Language too inflects social material (a point insisted on by Bruce Andrews) and the poems selected for Verse and Worse do not represent an abnegation from a world albeit mediated by and constructed through language. There is a world outside the text and hopefully the poems included diffract, refract and to a certain extent enact that world. Hence, the verbal markers of historical contingence like Mogadishu, penned during the first crisis in Somalia and now surprisingly revivified. I exploit the possibility for proper names to inflect particularities and historical moments but used this way, as markers of currency, fall victim to the fallacy of eternal relevance.
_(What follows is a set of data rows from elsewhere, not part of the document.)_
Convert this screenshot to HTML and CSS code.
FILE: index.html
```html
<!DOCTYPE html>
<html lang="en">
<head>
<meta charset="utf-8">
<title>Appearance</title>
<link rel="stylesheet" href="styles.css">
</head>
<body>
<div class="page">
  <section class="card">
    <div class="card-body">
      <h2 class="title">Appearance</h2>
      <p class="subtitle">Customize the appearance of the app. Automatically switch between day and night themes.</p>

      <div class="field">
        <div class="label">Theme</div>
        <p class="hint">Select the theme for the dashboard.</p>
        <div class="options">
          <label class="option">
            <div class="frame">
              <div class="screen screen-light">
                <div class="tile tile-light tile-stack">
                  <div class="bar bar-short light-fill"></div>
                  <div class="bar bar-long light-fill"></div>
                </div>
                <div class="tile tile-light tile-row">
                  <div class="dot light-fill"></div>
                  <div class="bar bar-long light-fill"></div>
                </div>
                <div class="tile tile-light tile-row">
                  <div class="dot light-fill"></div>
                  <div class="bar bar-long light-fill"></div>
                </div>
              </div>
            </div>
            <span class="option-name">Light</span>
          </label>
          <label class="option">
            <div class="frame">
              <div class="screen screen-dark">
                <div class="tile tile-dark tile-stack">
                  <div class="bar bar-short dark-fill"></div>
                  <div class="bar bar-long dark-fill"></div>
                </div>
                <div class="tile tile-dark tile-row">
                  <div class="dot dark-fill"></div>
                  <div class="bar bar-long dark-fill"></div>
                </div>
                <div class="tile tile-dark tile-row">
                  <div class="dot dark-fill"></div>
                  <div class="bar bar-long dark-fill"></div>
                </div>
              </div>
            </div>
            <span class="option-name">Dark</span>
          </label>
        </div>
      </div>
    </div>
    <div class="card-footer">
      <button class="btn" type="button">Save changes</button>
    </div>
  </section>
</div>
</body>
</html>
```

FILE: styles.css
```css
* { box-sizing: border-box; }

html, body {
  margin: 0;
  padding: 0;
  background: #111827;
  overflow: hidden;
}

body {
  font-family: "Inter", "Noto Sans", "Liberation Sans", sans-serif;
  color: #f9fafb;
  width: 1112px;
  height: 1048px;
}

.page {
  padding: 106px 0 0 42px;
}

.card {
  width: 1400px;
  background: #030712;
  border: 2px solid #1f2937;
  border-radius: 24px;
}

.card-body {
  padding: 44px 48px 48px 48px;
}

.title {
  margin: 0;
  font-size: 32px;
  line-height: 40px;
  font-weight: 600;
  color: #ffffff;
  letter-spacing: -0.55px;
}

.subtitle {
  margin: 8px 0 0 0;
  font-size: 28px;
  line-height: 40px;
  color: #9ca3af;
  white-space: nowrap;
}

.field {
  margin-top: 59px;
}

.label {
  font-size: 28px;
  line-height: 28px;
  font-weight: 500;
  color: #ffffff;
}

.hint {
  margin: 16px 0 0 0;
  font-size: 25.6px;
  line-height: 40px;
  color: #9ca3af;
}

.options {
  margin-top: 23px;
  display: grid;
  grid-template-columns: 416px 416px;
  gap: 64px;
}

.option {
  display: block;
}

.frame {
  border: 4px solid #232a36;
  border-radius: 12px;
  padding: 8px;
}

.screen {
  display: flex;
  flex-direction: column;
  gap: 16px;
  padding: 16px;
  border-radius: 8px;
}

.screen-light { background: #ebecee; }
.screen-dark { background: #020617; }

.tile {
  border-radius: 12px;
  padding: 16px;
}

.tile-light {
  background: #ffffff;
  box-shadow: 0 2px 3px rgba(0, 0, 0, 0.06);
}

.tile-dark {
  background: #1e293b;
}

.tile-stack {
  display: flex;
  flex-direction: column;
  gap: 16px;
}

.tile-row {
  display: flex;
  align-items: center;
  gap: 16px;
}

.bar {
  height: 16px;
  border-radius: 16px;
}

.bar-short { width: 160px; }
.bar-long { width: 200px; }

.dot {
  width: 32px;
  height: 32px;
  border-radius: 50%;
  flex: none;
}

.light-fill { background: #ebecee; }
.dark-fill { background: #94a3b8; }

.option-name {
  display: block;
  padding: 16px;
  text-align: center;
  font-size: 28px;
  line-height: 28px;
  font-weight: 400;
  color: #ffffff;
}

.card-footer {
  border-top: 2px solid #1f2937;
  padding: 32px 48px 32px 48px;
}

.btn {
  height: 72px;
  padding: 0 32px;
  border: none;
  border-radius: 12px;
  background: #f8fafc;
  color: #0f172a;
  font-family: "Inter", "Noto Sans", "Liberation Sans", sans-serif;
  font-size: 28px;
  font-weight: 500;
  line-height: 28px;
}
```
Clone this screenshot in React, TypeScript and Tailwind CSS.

This is the fate of Alexander Pope’s great poem TheDunciad whose Gildens, D’Urfeys and Cibbers now sound like rejected moments in Finnegans Wake. Yet the poem remains eminently readable and comprehensible without the prosthetic aid of biographical glosses.
Let me end with a lament and a seduction. There are poems that I’m sad cannot be included because of length. “Teachable Texts” is a favourite of mine and a poem that think stands the test of time, likewise “Poetry in the Pissoir.” Both are available (theoretically in earlier formats). I withheld poems from the Basho Variations and Every Way Oakly (my homolinguistic translations of poems in Stein’s Tender Buttons) as a courtesy to my publisher, the brave Jay MillAr, in the hope that sales of his editions will reap largesse.